TASK DIRECTIONS: Find every line in the records that holds the string "this". Copy each one.

[Rows from a dataset of pages and code]
● ● ● ● ●

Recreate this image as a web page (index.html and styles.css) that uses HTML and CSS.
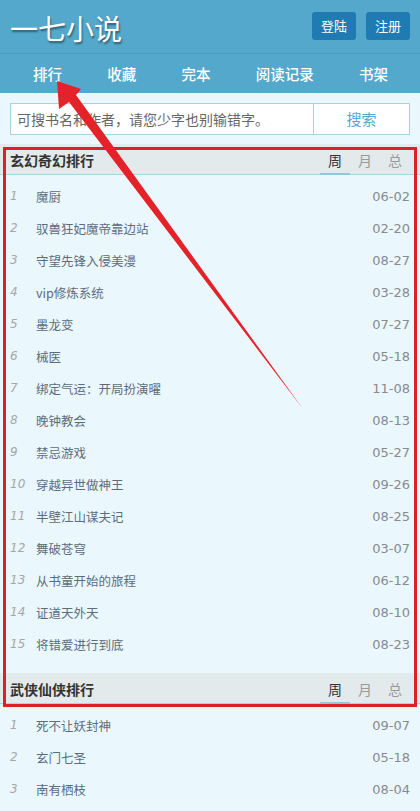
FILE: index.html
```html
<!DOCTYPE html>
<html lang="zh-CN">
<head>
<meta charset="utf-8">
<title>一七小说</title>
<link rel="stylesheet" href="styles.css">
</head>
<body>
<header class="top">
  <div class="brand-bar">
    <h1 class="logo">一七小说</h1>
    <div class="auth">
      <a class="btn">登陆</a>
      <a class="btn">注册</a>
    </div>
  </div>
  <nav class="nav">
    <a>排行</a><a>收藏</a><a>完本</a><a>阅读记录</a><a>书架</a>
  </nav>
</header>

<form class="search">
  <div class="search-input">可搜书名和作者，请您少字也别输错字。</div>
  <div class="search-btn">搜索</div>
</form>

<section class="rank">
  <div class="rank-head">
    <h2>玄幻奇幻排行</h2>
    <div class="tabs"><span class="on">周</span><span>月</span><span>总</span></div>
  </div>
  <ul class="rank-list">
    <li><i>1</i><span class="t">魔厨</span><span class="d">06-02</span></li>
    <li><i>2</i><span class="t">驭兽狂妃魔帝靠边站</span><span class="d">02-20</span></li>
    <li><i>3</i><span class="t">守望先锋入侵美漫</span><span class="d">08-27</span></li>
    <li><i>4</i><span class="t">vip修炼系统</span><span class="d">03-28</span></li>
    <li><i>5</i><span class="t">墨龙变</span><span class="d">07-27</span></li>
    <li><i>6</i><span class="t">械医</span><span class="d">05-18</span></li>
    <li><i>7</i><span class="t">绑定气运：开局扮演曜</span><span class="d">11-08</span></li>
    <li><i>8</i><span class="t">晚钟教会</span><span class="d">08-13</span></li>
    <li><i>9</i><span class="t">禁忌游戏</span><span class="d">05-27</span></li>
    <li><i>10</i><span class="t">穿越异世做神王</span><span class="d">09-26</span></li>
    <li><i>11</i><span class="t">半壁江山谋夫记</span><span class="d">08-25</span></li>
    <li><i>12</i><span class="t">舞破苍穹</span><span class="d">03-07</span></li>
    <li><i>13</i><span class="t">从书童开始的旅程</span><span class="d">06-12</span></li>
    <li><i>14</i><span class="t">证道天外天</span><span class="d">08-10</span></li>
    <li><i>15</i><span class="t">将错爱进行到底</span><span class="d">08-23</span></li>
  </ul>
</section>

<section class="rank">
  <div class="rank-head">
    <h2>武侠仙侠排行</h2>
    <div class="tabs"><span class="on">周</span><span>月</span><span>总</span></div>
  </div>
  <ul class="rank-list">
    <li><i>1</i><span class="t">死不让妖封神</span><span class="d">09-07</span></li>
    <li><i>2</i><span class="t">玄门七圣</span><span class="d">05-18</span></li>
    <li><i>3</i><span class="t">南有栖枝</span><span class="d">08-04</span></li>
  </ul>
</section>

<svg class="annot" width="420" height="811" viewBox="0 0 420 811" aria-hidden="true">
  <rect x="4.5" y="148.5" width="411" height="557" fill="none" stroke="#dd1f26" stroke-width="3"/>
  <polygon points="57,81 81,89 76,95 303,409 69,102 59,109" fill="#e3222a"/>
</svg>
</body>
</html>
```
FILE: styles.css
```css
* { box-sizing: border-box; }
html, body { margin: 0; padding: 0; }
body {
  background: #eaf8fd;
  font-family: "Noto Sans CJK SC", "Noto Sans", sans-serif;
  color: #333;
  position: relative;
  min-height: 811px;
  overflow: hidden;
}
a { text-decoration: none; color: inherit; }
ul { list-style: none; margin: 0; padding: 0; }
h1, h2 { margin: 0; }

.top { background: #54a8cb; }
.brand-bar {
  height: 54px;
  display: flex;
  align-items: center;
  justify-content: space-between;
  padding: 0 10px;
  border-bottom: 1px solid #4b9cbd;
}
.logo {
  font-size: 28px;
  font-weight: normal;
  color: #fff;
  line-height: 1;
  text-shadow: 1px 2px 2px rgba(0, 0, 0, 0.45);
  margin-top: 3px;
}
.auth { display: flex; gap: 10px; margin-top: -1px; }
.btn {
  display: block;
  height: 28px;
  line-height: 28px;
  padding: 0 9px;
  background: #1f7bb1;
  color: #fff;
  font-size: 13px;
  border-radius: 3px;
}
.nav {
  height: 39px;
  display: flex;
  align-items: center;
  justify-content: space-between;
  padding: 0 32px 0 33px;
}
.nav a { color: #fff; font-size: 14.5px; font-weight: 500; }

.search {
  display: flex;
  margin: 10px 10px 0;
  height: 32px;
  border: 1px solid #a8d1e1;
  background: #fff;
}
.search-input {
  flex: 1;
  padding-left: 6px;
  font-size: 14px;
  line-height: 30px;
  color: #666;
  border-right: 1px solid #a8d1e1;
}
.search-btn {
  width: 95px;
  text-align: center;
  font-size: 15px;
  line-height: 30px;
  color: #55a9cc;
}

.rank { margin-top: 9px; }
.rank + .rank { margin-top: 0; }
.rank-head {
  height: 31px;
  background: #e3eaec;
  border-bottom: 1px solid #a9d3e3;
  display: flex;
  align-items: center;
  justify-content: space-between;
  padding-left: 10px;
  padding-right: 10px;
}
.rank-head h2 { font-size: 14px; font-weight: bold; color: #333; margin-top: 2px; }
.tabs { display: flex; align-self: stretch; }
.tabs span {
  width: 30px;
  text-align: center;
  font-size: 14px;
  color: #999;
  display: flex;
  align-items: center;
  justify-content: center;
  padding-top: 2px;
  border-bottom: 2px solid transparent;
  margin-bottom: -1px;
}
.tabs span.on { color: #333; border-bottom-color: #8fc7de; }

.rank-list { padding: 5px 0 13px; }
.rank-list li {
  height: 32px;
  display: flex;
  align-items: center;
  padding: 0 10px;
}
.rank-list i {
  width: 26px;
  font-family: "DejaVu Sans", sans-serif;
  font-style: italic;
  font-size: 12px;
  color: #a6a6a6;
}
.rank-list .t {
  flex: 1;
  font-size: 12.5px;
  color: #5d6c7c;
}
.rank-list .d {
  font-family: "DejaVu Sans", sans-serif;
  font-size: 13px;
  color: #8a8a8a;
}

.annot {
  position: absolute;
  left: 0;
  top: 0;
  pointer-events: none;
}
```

● ● ● ● ●

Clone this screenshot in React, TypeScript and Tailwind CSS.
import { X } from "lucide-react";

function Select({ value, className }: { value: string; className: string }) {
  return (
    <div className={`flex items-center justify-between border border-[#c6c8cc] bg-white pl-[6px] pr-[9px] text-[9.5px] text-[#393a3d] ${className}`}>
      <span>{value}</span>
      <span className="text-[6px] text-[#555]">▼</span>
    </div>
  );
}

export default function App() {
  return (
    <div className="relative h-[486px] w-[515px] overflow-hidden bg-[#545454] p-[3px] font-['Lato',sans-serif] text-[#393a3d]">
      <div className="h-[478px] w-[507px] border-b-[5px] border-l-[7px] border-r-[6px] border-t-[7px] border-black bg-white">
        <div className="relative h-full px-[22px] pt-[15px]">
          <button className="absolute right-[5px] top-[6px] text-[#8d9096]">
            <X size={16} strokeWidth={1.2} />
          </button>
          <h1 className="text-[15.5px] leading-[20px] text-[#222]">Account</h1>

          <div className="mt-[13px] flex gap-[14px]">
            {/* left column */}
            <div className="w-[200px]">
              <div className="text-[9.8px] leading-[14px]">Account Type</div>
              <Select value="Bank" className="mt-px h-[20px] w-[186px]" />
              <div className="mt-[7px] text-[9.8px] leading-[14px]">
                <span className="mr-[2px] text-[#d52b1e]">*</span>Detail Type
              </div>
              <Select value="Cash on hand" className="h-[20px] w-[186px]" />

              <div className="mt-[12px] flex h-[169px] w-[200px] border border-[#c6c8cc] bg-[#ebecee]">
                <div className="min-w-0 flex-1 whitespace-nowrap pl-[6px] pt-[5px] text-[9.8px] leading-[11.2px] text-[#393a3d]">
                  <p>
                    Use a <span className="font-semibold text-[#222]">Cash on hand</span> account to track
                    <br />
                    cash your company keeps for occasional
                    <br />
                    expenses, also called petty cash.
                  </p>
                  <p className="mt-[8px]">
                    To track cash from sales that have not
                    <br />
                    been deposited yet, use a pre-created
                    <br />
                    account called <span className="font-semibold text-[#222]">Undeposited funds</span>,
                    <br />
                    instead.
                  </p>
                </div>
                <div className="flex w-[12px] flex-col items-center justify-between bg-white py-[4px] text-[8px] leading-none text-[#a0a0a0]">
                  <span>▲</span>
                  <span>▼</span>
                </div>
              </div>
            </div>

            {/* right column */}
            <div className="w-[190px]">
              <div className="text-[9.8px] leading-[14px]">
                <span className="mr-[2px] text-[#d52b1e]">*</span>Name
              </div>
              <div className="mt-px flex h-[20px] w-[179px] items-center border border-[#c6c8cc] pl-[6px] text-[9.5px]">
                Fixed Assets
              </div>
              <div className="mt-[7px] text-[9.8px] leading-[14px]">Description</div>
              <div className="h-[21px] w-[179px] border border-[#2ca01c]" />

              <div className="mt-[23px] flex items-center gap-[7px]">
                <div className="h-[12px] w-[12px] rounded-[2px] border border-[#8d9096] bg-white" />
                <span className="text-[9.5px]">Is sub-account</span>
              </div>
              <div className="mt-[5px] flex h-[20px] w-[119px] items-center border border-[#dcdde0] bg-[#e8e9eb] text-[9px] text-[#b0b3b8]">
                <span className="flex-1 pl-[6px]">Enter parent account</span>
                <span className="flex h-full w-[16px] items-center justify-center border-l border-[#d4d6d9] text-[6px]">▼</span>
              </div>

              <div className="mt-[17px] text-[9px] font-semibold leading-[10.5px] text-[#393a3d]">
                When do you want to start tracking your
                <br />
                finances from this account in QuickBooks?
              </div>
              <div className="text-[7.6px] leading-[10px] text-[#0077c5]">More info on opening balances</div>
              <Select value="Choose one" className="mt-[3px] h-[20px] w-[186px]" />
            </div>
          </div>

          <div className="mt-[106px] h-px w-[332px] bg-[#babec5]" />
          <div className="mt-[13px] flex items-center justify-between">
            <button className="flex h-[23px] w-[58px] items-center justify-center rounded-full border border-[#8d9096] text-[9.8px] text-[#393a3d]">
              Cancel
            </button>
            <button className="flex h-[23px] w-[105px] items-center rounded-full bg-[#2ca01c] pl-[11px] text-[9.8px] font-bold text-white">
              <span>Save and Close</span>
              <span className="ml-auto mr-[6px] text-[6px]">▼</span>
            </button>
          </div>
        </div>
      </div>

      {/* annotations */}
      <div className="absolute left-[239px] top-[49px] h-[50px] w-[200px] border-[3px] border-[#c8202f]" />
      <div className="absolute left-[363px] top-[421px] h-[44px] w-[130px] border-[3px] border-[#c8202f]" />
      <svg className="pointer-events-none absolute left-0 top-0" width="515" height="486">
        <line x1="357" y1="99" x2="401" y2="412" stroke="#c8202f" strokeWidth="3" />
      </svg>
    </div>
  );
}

● ● ● ● ●

RESPONSE TO THE EXERCISE:
Recreate this image as a web page (index.html and styles.css) that uses HTML and CSS.
Clone this screenshot in React, TypeScript and Tailwind CSS.
                finances from this account in QuickBooks?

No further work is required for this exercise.